**PROBLEM DETAILS:**
Copy every line of the following data that includes the string "React".

**RECORDS PROVIDED:**
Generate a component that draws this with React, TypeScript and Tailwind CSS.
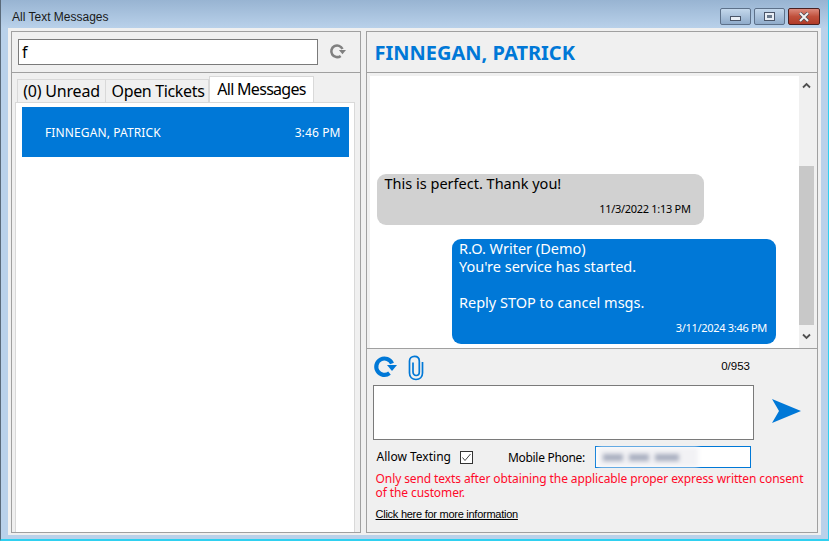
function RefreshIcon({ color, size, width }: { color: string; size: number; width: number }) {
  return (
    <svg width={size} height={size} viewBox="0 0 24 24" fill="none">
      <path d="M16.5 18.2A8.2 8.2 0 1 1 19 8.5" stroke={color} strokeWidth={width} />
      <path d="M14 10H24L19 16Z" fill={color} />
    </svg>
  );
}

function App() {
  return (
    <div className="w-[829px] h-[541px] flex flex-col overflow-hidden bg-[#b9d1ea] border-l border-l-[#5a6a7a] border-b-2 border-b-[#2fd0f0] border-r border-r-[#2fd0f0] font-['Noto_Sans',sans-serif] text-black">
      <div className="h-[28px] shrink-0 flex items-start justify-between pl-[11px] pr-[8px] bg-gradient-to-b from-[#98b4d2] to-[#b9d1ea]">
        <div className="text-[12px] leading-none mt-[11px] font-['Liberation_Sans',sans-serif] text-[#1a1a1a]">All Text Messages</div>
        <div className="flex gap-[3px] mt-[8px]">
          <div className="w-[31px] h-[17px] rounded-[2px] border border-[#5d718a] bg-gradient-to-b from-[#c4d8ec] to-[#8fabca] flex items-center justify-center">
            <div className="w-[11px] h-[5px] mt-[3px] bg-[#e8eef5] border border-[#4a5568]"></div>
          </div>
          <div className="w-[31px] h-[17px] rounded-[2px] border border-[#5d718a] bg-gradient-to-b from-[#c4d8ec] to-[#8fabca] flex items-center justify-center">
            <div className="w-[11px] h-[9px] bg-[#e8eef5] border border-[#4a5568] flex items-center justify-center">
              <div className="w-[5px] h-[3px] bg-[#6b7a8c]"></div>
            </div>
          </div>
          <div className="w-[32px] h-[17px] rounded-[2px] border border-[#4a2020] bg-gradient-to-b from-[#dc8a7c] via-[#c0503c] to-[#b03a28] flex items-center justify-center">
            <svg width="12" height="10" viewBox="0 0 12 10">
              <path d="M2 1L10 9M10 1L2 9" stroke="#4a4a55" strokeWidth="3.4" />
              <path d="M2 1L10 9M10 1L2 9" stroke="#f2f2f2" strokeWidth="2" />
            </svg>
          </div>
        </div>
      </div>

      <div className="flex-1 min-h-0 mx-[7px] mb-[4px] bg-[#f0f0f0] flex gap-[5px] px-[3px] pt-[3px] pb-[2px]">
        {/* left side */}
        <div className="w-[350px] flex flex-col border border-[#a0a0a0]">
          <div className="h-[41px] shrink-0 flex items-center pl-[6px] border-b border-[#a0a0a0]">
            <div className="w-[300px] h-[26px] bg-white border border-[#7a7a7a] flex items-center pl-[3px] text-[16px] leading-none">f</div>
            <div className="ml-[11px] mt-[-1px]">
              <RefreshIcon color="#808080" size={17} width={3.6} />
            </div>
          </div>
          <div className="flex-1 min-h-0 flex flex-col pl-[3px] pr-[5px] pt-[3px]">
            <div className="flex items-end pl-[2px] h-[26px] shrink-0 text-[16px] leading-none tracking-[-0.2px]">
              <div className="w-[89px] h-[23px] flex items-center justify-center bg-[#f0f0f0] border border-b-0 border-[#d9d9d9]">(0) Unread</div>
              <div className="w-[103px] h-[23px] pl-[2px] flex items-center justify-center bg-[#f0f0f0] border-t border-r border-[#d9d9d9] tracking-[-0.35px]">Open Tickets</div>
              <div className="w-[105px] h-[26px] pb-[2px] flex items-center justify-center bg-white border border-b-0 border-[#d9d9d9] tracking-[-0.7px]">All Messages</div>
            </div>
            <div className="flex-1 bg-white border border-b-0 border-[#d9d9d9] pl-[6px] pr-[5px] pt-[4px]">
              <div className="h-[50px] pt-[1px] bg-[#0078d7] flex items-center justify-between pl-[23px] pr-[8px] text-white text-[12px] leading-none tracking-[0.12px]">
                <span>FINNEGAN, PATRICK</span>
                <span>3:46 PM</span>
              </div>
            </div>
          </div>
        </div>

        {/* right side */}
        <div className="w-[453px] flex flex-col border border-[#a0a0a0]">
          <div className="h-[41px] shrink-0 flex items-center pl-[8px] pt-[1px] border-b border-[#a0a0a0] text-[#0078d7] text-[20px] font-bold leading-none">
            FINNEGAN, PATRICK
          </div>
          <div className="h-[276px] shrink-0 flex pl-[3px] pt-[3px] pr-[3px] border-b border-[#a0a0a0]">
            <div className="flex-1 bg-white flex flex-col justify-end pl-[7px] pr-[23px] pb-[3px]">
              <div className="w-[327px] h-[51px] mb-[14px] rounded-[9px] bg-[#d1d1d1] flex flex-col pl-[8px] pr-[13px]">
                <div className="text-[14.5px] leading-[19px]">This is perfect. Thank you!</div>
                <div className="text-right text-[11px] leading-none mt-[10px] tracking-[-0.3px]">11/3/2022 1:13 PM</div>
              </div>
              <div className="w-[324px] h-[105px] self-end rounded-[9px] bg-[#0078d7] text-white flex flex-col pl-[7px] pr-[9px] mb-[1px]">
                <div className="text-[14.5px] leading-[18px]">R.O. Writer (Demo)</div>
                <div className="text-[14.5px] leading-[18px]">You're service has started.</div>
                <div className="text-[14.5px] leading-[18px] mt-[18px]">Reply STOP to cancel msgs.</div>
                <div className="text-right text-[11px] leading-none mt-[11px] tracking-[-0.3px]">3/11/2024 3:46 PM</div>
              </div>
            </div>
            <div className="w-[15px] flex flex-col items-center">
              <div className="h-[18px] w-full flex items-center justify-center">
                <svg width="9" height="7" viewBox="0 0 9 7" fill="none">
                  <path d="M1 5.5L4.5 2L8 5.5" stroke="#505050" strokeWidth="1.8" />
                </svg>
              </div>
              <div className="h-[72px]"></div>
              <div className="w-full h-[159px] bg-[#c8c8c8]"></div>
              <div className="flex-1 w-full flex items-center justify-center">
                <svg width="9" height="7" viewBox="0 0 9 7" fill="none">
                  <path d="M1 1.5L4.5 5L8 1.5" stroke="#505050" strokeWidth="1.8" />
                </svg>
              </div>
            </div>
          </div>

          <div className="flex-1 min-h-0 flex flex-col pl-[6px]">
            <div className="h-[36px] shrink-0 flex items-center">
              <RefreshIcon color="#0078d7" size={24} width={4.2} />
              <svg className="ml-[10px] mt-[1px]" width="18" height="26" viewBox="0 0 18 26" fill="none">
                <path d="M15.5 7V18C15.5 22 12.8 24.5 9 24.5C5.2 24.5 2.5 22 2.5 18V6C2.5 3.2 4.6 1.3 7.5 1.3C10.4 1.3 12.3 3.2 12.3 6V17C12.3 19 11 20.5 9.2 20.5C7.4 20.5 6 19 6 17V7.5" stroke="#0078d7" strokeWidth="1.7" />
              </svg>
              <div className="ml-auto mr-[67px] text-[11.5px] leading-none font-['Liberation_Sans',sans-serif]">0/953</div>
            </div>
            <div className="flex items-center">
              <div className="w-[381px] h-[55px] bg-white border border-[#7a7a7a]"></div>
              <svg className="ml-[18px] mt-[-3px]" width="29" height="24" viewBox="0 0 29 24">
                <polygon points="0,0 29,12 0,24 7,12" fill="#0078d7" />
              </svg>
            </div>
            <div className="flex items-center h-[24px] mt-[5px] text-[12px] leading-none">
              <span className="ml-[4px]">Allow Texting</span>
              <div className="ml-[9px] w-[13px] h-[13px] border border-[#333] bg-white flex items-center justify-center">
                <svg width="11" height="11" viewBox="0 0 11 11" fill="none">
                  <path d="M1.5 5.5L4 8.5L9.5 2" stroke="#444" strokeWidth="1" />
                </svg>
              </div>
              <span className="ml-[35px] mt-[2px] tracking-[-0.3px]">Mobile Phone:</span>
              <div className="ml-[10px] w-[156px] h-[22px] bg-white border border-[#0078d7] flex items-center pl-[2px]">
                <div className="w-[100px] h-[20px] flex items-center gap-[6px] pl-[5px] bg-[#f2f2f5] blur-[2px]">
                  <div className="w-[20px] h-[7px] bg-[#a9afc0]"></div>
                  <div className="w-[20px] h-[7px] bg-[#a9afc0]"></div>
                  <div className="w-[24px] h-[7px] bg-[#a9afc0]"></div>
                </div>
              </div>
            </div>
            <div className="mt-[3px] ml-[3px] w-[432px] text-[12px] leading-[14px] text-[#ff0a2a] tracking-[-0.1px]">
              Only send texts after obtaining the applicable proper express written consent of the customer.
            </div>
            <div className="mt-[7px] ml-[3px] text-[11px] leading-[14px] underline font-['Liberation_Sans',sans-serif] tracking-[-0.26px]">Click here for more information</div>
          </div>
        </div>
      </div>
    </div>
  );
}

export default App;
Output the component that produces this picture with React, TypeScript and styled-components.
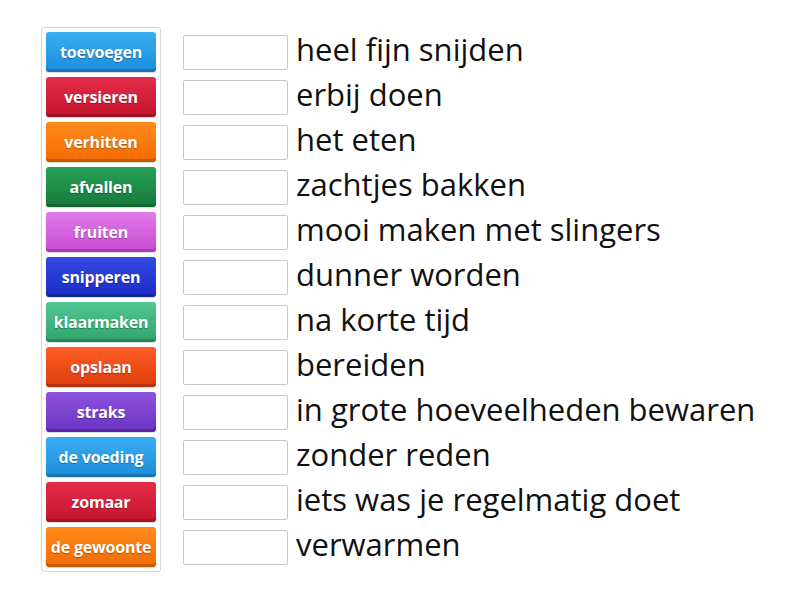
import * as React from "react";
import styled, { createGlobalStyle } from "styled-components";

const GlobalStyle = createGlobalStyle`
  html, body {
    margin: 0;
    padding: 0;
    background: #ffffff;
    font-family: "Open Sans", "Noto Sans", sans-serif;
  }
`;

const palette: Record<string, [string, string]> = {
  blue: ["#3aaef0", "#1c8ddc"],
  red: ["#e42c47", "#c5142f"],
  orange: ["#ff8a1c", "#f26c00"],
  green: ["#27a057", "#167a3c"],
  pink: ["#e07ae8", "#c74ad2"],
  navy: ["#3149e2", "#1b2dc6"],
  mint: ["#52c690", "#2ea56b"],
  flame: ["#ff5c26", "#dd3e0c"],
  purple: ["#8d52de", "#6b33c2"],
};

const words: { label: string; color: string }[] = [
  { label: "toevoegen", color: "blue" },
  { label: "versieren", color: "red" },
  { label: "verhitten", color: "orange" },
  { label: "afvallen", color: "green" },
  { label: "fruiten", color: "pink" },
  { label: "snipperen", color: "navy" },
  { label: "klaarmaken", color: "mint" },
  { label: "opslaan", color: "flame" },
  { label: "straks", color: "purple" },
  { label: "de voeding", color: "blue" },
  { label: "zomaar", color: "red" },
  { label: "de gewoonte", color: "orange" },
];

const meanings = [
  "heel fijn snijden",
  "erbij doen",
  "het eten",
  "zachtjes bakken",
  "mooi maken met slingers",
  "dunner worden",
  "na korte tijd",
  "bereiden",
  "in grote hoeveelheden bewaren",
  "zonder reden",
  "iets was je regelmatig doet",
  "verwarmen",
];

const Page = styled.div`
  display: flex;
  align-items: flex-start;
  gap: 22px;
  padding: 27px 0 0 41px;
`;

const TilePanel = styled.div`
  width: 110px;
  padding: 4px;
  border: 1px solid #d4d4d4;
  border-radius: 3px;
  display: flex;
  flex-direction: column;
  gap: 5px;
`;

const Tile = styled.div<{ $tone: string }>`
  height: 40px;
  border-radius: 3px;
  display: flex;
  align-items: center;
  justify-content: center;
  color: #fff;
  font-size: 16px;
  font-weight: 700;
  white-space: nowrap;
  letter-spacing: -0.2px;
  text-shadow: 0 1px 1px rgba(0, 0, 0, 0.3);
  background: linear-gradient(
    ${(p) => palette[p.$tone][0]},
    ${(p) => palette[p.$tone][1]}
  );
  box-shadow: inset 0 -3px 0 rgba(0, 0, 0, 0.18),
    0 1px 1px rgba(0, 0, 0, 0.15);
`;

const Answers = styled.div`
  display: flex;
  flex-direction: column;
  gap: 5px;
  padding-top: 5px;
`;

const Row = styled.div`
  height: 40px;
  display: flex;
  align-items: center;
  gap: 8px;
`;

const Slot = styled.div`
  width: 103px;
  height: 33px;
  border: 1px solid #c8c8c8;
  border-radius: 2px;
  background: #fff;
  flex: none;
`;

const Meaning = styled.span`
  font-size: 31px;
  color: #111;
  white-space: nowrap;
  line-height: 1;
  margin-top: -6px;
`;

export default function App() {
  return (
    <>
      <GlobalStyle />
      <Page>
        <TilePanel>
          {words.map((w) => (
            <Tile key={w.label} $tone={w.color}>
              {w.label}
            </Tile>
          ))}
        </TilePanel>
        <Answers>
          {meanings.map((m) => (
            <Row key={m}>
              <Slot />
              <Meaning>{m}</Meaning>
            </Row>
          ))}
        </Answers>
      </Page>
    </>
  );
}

**THE ANSWER:**
Generate a component that draws this with React, TypeScript and Tailwind CSS.
Output the component that produces this picture with React, TypeScript and styled-components.
import * as React from "react";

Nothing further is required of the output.